Die Tour de France ist ein Rennen, das taktisch als eher "einfach" zu fahren gilt. Der Giro wird oft als anspruchsvoller beschrieben. Chris Froome wurde bei seiner ersten Teilnahme beispielsweise von Stürzen, Regen und Kälte heimgesucht und musste schließlich aufgeben.

Natürlich ist die Tour nicht einfach, das Renntempo ist sehr hoch. Es ist auch eine Frage der Strecke und auch der Höhe der Gipfel, die wie beim Mortirolo oder der Zoncolan beim Giro sehr hohe Prozentsätze haben. In Italien sind die Straßen etwas schmaler und das vielleicht wichtigste Element ist das Wetter. Zum Beispiel betrug die Temperatur bei Mailand-Turin 7 bis 8 Grad, das hat die Dinge wesentlich gefährlicher gemacht. Die Tour ist im Juli. Es ist wärmer, außer wenn man in den hohen Bergen fährt. Am Ende des Tages sind beide Touren schwierige Rennen. Ich kann nicht sagen, welches schlussendlich härtere ist, aber sie sind beide hart genug (lacht).

Sie haben die Vuelta mit 24 Jahren gewonnen, Sie waren also ein sehr junger Fahrer!

Die Spanien-Rundfahrt ist sehr nervös, mit vielen Bergankünften, die aber zum Glück nicht zu lang sind, auch wenn es auf der anderen Seite natürlich Anstiege wie den Angliru gibt. Thibaut Pinot und ich gehörten damals zu den Fahrern, die schon in jungen Jahren auf hohem Niveau gefahren sind. Heutzutage ist das mit Tadej oder Remco Evenepoel zur Normalität geworden. Der Radsport verändert sich, entwickelt sich weiter.

Auch Ihr Karriererücktritt mit 31 Jahren war ungewöhnlich früh...
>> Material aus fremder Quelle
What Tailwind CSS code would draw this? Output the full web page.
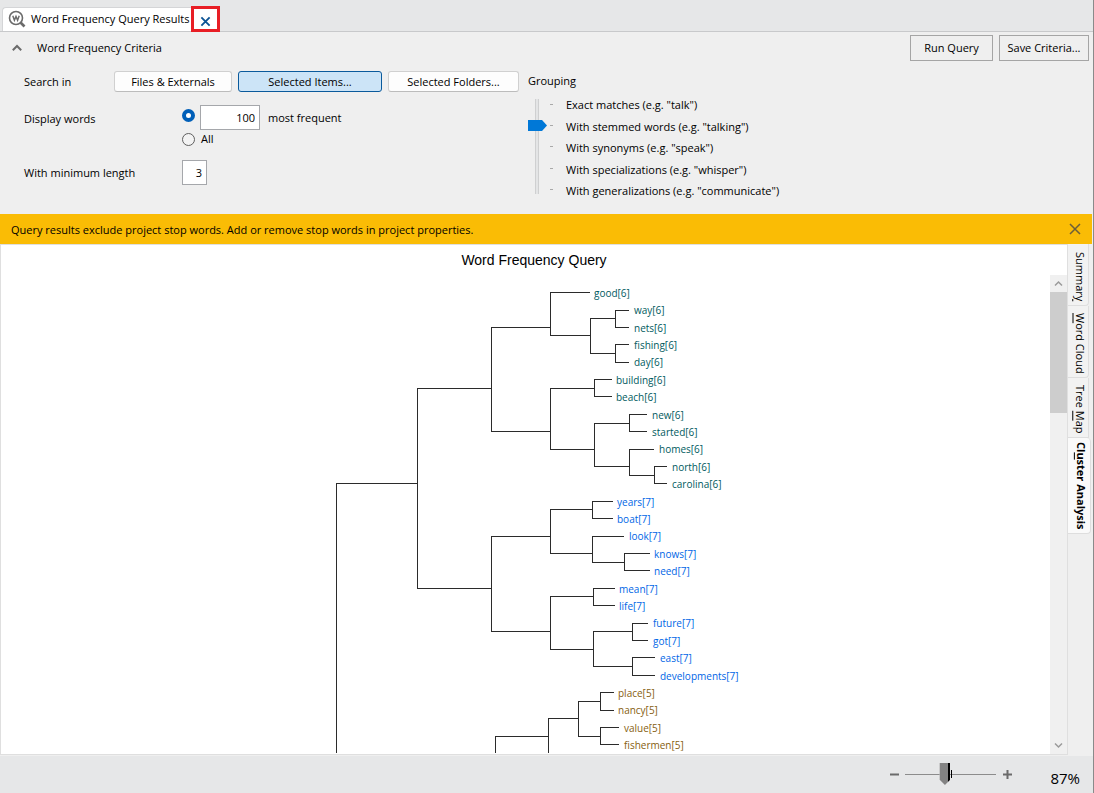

Als Spitzensportler muss man erkennen, wann man sein Leben ändern muss. Für mich war der Zeitpunkt gekommen, aufzuhören. Ich war der Meinung - und bin es immer noch - dass es die richtige Entscheidung zum richtigen Zeitpunkt war. Natürlich spielten meine körperlichen Probleme eine Rolle. Ich hatte eine Operation an einer Arterie in meinem Bein, die mich zwei oder drei Jahre lang am Fahren gehindert hat. Jetzt arbeite ich für mehrere Unternehmen im Radsport, nehme an Veranstaltungen teil und verbringe Zeit mit Kunden und Enthusiasten. Ich muss sagen, dass ich mit meiner Entscheidung zufrieden bin.

 

 

Derzeit monopolisieren einige wenige Teams die Talente. Astana, das Ihr erstes Profiteam war, kann da nicht wirklich mithalten. Droht ein Verlust des Gleichgewichts der Kräfte? 

Man kann durchaus sehen, dass es für Astana oder andere Teams aktuell schwieriger ist, gute Ergebnisse einzufahren. Aber ich denke, das ist nur eine Phase. Als ich 2018 bei UAE-Team Emirates unterschrieben habe, war das Team nicht so stark. Danach hatten sie Tadej Pogacar und dann Juan Ayuso. Dasselbe gilt für Visma-Lease a bike, das nichts mehr mit dem zu tun hat, was es 2016 war. Man stöbert ein neues Talent auf und plötzlich macht es "boom"!

 

In letzter Zeit haben schwere Stürze, insbesondere die von Jonas Vingegaard und Remco Evenepoel, eine Debatte über die Sicherheit von Rennen ausgelöst. Wie sehen Sie den heutigen Radsport, der immer schneller und gefährlicher wird?

Die Geschwindigkeit wird immer höher. Das ist etwas, das ich schon vor meinem Ausstieg festgestellt habe, auch wenn es damals noch keine Kontroverse gab. Allerdings gab es im Fahrerfeld mehr Hierarchien. Das bedeutet nicht, dass 35-jährige Fahrer entscheiden konnten, was sie wollten. Es ging dabei eher um den Respekt zwischen den Fahrern und den Teams. Vielleicht liegt es an der Verjüngung des Pelotons, mit vielen jungen Fahrern und ein wenig Überheblichkeit ihrerseits. Und wenn jeder vorne sein will und das Tempo steigt, kommt es zu all diesen Stürzen. Das ließe sich mit etwas mehr Respekt regeln. Wenn man sieht, dass man in einer Kurve keinen Platz hat, kann man das Tempo drosseln und hinterherfahren.